### OBJECTIVE
Count, in the entries, the lines with "this". Answer with the number only.

▬▬▬▬▬▬▬▬▬▬

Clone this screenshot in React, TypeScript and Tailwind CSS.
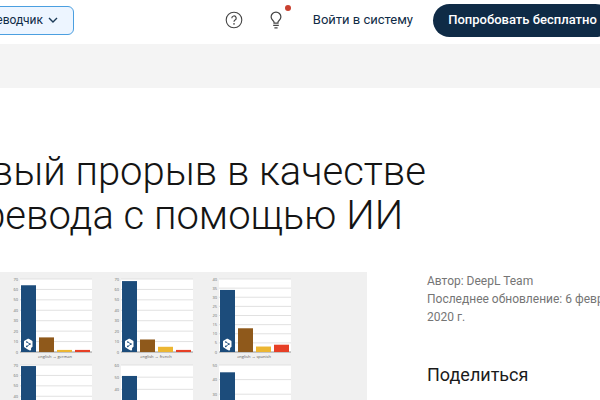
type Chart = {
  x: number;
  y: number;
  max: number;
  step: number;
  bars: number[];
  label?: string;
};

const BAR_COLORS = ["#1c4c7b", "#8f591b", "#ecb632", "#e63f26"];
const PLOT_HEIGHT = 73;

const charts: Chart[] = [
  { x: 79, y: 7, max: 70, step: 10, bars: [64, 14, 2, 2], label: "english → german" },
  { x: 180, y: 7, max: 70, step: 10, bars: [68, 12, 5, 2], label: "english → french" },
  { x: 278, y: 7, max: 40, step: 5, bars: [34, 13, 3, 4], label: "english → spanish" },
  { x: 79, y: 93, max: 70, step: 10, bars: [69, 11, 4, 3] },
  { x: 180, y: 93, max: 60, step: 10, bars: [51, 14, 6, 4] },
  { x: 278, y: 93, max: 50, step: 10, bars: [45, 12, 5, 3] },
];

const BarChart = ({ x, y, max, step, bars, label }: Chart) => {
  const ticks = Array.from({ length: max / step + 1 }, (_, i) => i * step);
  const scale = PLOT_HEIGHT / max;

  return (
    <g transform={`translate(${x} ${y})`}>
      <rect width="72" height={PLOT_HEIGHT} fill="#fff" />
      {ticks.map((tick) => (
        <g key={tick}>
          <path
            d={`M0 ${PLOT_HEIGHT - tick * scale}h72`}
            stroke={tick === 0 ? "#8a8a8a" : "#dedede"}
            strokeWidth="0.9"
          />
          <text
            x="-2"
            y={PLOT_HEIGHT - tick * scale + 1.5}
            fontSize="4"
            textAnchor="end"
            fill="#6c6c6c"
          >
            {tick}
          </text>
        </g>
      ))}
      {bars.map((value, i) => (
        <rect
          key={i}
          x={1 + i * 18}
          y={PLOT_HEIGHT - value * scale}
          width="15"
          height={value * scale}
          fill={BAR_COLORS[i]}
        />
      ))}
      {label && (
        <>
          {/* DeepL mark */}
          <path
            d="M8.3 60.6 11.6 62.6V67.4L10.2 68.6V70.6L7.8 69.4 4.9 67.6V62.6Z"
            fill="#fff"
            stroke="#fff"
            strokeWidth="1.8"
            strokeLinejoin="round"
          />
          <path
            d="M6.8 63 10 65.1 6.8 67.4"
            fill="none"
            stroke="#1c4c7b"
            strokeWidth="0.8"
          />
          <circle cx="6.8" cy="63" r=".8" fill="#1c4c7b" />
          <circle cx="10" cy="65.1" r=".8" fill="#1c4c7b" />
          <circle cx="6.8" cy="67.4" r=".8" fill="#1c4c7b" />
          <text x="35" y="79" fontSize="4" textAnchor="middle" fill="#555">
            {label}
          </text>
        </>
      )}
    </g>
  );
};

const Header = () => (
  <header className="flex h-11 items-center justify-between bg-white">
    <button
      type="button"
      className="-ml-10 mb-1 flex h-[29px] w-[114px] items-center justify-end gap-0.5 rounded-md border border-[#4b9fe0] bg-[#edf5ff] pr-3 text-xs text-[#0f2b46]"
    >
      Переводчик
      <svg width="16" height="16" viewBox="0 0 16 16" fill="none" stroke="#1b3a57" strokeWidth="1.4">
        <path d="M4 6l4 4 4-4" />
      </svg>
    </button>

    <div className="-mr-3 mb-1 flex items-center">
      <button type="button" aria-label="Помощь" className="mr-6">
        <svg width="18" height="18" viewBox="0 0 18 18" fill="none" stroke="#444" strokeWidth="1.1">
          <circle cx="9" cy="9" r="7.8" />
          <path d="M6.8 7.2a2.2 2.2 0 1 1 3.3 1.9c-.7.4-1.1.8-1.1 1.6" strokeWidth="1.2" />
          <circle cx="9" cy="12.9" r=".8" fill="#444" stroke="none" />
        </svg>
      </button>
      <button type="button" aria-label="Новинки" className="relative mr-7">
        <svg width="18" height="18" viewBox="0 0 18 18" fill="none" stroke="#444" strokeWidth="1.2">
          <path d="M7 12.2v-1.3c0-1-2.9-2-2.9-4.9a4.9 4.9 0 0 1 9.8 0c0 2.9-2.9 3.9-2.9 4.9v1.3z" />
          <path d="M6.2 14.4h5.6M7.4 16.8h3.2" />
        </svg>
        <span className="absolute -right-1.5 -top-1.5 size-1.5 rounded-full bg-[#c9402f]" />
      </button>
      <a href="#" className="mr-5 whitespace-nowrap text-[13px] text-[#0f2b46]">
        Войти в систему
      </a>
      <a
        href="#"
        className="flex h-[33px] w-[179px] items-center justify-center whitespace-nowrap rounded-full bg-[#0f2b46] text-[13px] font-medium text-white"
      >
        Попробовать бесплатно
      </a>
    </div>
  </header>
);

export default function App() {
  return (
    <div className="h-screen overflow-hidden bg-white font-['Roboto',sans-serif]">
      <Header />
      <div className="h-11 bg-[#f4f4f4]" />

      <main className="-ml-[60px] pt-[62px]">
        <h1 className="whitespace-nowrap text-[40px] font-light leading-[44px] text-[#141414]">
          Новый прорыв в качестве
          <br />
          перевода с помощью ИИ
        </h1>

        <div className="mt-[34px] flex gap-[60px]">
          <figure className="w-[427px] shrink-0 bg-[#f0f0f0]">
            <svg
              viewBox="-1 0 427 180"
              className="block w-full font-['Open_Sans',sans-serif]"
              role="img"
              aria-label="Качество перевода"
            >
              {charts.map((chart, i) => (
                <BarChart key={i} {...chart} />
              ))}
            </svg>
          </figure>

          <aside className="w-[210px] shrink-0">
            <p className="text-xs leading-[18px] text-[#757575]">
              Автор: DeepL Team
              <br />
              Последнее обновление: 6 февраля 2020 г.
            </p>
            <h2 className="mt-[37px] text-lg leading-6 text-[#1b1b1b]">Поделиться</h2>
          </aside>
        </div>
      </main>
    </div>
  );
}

▬▬▬▬▬▬▬▬▬▬

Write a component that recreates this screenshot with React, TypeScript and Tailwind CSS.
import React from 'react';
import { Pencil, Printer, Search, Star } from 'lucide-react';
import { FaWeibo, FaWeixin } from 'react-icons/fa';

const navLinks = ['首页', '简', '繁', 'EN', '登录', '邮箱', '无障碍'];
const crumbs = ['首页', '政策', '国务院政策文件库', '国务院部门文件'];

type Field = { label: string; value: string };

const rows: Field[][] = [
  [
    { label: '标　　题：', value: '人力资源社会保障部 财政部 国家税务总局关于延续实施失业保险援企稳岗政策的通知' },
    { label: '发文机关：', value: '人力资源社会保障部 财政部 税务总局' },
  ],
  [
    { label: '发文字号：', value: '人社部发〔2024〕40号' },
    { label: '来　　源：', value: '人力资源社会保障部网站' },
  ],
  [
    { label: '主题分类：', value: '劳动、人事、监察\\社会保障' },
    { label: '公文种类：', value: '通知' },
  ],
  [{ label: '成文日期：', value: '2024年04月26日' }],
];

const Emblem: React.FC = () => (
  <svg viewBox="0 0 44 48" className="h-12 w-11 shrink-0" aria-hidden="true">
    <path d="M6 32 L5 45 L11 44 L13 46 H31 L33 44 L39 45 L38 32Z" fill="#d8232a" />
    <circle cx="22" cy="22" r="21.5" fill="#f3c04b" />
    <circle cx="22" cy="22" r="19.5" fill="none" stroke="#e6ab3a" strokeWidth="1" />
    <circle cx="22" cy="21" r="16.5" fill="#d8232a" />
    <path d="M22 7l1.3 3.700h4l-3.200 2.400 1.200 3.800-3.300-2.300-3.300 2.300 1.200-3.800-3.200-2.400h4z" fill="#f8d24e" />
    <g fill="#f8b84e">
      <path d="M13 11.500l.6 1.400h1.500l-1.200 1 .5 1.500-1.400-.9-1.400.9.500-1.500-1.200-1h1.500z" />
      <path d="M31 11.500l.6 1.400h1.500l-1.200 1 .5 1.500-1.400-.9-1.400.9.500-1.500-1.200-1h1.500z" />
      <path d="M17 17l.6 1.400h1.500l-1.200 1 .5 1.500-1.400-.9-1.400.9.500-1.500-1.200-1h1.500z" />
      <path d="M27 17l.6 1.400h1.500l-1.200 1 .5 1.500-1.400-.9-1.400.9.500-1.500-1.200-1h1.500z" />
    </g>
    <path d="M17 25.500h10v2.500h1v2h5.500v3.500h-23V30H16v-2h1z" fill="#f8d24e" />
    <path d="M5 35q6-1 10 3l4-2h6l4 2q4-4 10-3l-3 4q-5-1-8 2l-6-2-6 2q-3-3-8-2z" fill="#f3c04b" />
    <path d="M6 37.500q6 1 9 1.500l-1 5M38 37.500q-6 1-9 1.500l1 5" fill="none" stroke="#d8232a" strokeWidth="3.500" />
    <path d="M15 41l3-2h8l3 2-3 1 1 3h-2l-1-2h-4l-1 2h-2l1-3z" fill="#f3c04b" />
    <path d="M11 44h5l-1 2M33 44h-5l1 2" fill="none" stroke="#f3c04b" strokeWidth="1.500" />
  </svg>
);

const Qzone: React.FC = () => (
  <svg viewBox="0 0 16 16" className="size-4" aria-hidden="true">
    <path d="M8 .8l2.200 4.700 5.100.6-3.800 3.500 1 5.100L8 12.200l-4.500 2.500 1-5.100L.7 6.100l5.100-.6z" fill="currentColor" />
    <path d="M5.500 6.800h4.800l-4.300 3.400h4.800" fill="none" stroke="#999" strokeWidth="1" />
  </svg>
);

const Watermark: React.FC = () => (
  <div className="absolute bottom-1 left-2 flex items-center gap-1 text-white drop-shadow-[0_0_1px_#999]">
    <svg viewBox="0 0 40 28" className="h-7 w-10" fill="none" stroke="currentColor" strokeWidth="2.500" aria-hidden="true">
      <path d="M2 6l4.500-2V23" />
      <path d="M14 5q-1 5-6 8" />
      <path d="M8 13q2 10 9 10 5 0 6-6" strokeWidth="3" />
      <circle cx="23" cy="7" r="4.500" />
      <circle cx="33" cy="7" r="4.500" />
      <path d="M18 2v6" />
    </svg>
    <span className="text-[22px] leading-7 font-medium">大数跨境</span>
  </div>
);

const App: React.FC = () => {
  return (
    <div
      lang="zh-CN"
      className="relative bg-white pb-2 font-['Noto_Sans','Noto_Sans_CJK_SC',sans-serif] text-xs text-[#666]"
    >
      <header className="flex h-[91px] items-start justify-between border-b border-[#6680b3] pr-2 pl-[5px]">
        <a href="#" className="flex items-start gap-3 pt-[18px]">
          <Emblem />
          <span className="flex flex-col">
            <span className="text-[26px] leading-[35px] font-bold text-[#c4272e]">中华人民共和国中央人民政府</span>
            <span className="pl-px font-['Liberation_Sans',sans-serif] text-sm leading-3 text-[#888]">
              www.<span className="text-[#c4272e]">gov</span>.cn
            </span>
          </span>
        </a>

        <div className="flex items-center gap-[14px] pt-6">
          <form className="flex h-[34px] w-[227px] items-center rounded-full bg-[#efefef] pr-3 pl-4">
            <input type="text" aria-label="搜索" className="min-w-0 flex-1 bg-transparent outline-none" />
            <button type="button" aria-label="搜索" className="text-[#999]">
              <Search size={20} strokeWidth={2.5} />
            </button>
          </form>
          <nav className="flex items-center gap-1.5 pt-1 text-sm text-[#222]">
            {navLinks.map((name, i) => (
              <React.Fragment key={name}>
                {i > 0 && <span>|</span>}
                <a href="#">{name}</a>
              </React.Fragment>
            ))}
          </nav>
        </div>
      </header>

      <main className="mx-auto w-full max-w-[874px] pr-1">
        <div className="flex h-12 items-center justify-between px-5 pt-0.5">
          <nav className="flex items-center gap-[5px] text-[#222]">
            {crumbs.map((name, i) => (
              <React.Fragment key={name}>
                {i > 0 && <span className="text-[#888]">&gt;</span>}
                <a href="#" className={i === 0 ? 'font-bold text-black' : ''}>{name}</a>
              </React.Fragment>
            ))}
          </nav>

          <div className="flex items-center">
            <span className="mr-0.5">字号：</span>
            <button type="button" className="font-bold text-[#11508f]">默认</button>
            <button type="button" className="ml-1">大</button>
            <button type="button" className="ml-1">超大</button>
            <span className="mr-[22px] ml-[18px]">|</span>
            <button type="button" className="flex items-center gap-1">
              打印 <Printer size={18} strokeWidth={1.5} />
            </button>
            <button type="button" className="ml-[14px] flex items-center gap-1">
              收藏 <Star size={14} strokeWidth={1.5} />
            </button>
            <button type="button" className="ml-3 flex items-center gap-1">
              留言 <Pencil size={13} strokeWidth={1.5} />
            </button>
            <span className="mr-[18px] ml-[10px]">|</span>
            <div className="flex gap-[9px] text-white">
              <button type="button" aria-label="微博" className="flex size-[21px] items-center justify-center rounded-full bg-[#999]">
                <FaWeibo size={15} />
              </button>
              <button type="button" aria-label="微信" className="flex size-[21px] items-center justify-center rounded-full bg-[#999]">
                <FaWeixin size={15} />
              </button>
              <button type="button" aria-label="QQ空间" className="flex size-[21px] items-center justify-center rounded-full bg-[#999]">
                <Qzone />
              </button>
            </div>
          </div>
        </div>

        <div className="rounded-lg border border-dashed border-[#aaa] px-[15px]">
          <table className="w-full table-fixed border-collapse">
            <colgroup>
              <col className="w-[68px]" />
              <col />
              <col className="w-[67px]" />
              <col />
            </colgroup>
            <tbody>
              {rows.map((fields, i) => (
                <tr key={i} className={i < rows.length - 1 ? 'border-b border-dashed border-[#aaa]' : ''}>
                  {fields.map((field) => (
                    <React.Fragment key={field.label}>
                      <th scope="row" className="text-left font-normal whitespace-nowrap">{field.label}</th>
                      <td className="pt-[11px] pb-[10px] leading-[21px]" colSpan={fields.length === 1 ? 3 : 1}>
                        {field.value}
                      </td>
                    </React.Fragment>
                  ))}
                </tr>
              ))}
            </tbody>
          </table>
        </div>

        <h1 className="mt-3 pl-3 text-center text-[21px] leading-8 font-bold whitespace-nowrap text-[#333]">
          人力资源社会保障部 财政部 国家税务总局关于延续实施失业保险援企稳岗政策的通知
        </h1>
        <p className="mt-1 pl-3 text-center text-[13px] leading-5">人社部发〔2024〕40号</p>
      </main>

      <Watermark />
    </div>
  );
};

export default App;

▬▬▬▬▬▬▬▬▬▬

### PROBLEM SOLUTION
2